Input records:
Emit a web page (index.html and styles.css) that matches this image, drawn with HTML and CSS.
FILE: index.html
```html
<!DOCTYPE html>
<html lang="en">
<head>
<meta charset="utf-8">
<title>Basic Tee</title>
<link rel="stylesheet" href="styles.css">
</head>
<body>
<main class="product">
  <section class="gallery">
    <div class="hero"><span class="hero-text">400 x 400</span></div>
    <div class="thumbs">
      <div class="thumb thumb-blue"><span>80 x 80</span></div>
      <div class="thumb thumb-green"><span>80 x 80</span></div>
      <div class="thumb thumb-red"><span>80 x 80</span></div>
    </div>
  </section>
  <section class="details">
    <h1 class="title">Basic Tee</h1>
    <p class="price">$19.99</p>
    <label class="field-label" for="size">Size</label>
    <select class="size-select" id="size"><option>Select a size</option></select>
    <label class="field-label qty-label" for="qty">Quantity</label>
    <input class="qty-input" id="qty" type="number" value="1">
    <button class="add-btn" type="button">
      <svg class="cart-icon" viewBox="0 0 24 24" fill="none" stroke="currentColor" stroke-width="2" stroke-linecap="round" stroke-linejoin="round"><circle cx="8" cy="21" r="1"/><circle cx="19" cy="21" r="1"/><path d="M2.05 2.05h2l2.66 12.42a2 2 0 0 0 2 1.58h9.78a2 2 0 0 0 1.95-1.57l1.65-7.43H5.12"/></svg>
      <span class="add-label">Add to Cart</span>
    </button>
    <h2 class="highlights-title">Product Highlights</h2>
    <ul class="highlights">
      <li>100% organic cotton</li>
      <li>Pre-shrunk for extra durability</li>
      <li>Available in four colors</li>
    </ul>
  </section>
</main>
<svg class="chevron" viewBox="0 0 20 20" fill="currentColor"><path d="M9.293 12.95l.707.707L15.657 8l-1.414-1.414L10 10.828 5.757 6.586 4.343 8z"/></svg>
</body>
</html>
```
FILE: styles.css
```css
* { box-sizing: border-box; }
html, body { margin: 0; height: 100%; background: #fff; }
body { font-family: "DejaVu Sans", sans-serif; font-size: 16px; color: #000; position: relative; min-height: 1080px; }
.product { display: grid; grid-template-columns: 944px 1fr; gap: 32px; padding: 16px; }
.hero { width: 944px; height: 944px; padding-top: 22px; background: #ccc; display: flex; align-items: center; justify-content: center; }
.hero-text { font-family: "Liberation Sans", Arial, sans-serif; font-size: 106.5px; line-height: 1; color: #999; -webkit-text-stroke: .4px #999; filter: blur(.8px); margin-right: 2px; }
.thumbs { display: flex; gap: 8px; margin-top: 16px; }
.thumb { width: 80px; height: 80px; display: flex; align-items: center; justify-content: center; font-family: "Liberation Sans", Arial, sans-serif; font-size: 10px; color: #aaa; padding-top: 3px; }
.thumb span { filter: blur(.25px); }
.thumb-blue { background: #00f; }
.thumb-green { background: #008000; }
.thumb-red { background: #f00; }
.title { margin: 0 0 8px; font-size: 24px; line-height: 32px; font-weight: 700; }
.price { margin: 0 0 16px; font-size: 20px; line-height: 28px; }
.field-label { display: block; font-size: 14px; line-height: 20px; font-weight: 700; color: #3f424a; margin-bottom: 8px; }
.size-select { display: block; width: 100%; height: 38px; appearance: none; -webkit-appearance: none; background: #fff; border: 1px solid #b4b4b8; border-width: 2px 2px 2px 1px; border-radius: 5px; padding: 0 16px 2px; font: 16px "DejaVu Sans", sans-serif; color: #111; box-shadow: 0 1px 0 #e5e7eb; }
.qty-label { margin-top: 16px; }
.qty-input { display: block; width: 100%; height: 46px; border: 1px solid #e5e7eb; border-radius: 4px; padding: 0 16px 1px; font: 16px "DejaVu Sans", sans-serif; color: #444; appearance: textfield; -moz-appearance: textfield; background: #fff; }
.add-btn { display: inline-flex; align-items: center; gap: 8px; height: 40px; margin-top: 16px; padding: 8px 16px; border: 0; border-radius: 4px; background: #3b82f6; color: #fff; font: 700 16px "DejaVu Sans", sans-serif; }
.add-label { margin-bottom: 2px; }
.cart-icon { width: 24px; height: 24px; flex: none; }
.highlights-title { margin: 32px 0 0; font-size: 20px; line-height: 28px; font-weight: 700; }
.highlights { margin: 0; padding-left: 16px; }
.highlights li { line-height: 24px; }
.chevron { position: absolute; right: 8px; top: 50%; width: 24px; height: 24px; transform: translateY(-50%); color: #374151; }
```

---

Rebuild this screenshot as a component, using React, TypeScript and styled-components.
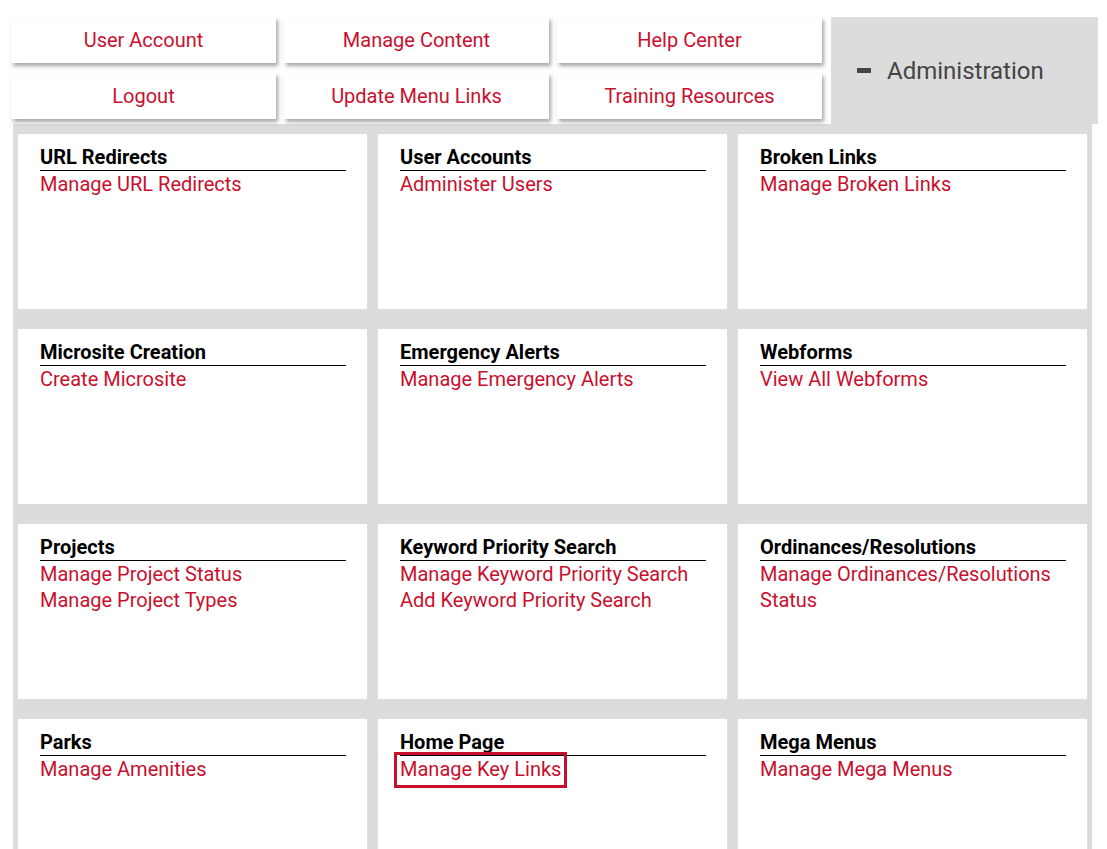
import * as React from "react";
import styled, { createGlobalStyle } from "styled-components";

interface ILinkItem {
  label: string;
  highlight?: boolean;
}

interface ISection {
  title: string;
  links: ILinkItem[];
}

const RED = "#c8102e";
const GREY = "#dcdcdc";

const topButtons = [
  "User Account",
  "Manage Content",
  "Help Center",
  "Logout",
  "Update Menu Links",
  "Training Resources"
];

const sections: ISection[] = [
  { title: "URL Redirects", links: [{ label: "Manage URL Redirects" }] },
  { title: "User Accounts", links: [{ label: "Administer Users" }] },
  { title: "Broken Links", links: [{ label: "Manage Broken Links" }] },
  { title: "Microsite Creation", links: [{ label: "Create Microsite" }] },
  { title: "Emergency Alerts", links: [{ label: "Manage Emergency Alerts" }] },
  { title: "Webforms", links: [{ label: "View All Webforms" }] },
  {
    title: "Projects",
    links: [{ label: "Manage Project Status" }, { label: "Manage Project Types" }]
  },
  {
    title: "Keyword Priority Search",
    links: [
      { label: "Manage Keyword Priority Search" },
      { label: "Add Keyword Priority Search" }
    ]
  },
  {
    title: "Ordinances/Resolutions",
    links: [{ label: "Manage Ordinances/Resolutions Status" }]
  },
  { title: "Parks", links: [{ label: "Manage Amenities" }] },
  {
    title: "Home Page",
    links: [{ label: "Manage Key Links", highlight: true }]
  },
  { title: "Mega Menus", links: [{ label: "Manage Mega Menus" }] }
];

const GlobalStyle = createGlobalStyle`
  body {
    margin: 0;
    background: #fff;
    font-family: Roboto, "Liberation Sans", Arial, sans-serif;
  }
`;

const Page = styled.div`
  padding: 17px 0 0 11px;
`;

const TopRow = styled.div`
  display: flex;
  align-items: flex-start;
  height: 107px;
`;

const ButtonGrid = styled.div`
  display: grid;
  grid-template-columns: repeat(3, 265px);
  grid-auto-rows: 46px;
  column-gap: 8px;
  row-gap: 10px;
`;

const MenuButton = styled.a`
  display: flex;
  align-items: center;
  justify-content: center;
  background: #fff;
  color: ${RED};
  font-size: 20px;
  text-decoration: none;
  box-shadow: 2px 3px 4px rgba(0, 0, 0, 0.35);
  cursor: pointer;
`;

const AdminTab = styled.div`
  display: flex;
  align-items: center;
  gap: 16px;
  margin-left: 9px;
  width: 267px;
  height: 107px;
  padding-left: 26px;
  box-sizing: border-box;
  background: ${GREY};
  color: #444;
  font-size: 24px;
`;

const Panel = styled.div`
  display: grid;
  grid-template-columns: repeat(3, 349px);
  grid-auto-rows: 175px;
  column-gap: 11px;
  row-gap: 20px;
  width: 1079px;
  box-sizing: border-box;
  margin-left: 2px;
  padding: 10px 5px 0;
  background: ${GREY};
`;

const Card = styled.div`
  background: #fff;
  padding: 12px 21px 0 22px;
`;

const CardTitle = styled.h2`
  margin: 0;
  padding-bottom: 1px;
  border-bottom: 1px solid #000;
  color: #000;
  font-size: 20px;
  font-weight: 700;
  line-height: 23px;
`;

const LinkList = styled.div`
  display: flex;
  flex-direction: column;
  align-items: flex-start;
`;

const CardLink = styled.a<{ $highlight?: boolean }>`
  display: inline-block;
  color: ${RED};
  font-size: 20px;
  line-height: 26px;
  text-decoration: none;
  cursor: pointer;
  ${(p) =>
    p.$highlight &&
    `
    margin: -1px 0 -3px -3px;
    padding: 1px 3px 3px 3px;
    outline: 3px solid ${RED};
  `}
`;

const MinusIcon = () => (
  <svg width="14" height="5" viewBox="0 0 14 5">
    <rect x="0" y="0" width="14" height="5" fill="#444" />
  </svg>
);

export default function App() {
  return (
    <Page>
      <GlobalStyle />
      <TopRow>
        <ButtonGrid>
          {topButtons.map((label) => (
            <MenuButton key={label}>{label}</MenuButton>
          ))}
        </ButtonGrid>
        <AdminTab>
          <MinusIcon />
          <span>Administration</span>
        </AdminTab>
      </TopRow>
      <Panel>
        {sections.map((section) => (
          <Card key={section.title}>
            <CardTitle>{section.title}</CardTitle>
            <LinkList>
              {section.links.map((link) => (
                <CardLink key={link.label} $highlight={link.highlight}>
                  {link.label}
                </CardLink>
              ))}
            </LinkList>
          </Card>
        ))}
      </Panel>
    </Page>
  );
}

* * *

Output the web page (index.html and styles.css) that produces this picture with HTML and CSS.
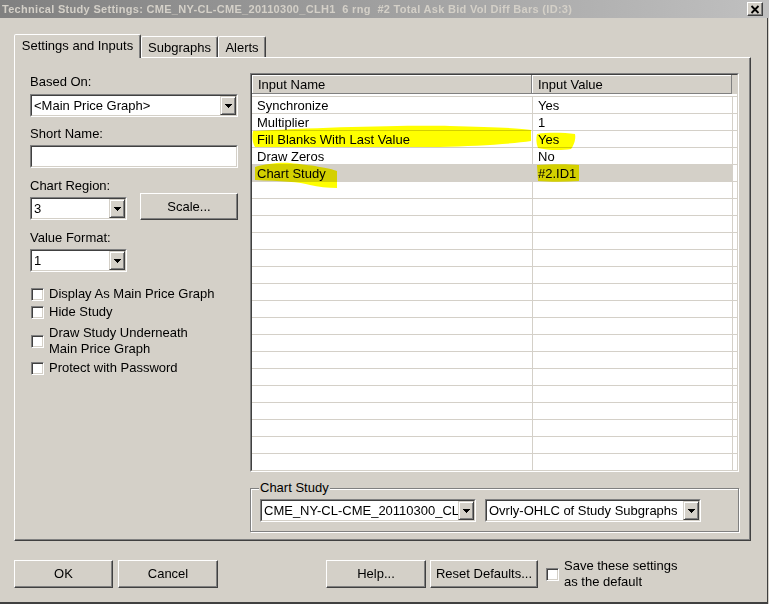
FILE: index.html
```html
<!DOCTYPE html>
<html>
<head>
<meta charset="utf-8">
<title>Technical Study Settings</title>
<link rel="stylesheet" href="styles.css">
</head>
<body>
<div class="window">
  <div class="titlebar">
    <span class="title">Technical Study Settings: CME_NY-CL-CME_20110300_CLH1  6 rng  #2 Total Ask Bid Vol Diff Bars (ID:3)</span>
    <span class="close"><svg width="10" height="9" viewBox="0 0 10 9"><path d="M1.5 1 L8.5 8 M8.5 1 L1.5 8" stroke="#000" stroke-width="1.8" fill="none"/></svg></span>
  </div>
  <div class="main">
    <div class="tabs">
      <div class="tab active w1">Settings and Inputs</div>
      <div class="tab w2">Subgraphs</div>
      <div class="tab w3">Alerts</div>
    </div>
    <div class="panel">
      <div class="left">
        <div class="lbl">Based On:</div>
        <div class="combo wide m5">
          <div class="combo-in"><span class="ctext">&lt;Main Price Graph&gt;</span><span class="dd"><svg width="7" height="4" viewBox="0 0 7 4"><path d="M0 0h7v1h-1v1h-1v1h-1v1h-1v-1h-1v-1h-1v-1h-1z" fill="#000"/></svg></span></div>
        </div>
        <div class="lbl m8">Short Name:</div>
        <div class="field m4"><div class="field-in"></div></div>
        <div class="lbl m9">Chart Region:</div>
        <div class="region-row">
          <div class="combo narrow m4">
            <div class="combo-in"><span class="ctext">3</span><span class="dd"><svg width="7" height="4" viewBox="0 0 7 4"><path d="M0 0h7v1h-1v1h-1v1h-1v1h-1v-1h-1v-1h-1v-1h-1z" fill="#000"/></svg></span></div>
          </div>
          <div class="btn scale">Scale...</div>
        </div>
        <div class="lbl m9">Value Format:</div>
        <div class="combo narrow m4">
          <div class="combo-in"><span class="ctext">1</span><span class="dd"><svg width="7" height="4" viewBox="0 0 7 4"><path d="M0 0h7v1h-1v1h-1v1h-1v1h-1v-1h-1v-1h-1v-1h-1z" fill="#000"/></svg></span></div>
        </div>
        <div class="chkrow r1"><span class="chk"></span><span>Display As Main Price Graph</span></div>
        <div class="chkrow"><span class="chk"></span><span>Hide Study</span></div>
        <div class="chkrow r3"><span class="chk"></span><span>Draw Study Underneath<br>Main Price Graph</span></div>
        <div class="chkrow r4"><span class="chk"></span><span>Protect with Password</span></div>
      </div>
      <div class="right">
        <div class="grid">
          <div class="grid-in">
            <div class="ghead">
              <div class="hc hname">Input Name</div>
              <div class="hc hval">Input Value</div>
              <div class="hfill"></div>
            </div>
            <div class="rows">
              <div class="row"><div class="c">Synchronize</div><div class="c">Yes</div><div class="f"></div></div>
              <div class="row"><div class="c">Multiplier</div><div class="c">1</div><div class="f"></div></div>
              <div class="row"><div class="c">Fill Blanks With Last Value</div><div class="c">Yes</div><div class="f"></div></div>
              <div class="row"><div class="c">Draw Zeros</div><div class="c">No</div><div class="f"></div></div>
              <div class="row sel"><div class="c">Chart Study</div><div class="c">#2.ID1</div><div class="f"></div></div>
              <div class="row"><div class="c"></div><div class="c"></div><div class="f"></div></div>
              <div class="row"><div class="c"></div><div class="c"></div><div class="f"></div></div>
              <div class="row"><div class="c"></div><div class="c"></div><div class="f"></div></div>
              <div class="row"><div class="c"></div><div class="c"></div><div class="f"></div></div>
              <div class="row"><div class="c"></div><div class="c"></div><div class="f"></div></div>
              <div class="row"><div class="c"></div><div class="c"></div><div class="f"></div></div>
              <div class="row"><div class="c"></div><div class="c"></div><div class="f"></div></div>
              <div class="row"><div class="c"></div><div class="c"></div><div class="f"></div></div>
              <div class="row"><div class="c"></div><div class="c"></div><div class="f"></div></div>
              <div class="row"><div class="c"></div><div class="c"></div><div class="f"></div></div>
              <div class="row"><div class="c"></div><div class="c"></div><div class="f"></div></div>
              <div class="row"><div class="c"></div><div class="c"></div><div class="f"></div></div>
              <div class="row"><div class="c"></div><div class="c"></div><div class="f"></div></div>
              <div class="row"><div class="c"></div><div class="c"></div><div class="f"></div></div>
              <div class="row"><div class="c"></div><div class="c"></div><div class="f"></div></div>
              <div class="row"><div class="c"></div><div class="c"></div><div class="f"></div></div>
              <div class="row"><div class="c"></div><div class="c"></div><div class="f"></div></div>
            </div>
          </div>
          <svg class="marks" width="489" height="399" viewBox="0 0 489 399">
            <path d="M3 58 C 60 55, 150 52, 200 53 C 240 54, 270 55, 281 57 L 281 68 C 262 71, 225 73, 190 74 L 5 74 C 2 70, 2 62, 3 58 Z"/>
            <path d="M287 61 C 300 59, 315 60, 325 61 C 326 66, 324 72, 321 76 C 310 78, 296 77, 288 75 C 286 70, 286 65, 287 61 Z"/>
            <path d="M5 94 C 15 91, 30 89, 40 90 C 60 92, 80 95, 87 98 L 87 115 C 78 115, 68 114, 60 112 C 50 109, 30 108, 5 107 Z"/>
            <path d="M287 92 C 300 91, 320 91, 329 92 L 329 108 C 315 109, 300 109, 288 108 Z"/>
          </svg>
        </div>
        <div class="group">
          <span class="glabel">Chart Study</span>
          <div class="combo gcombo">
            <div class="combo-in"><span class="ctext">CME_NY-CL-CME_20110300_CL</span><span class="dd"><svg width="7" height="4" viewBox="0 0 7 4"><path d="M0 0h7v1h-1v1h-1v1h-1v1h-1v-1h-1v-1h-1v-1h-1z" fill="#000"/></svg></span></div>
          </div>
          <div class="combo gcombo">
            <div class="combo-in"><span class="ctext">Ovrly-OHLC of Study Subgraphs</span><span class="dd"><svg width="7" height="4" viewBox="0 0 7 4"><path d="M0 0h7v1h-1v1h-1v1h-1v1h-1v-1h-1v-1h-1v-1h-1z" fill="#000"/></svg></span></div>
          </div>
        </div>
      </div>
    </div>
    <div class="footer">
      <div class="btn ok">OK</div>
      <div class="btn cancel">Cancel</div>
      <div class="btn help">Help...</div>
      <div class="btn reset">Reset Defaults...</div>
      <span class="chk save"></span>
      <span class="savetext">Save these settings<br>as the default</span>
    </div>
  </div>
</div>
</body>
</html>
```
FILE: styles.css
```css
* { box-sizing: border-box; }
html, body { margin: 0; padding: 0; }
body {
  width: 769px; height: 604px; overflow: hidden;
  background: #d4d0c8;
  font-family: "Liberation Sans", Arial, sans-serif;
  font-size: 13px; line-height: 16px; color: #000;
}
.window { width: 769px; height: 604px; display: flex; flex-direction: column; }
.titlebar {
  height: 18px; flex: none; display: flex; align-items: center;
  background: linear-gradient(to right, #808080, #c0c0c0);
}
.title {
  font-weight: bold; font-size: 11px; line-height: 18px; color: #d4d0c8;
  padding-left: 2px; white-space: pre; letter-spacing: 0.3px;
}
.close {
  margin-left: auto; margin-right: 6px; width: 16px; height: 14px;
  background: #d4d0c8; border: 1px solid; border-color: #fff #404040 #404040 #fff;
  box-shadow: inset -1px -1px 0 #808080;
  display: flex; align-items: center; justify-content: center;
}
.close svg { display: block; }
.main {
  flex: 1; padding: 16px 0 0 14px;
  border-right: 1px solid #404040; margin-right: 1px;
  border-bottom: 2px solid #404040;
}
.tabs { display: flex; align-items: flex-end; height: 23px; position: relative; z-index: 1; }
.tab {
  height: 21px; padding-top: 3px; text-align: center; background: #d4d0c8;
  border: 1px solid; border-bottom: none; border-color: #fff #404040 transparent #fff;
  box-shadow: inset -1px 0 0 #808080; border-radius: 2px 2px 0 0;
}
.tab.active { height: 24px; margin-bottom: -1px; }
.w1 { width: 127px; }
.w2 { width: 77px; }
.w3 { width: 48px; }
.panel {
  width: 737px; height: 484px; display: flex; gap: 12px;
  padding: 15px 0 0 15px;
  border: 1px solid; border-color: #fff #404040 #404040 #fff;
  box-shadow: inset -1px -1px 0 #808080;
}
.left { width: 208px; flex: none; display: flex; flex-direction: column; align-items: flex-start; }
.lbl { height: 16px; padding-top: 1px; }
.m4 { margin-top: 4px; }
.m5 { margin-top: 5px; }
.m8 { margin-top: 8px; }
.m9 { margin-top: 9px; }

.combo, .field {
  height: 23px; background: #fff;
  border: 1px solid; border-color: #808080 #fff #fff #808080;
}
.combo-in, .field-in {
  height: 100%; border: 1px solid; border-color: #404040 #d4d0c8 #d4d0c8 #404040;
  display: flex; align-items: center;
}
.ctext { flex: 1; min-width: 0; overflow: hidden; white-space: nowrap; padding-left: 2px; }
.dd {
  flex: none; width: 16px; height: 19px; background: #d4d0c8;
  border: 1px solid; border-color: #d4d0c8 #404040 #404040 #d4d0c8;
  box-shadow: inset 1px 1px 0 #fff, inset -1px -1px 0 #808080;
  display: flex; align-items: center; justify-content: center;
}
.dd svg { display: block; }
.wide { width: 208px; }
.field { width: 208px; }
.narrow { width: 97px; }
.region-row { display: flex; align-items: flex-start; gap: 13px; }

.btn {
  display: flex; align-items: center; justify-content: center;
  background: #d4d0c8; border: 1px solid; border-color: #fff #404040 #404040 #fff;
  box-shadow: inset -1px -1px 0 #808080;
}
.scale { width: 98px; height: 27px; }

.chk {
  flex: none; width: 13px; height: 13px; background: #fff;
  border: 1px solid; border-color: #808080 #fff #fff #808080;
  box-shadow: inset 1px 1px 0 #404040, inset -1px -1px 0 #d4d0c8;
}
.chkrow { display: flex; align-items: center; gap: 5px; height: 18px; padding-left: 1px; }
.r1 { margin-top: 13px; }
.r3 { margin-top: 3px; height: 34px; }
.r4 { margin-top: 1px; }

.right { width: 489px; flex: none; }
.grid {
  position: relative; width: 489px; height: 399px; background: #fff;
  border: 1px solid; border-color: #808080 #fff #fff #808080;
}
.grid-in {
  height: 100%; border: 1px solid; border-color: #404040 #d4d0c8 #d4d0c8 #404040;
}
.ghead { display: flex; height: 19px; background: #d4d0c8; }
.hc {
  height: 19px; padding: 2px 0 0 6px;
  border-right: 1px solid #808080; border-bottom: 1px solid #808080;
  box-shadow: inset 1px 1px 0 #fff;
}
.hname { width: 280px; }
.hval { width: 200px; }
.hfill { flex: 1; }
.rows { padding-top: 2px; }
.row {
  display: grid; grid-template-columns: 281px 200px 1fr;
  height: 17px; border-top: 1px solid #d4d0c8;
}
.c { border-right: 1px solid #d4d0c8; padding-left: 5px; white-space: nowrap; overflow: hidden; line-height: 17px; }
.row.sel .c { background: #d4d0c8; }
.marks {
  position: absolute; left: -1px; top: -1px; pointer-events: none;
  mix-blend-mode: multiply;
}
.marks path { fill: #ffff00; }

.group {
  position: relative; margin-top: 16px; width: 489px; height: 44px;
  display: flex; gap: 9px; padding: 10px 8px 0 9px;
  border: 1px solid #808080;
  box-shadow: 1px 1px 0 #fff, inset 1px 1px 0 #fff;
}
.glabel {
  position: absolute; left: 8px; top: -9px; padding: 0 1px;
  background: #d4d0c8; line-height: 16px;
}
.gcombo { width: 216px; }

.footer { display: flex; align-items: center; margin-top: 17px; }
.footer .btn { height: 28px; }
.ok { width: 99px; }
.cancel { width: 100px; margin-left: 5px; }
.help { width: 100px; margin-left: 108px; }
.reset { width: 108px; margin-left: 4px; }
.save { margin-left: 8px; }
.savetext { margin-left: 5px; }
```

Written problem: Only the number is wanted: how many lines in the data include the string "React"?

Written answer: 2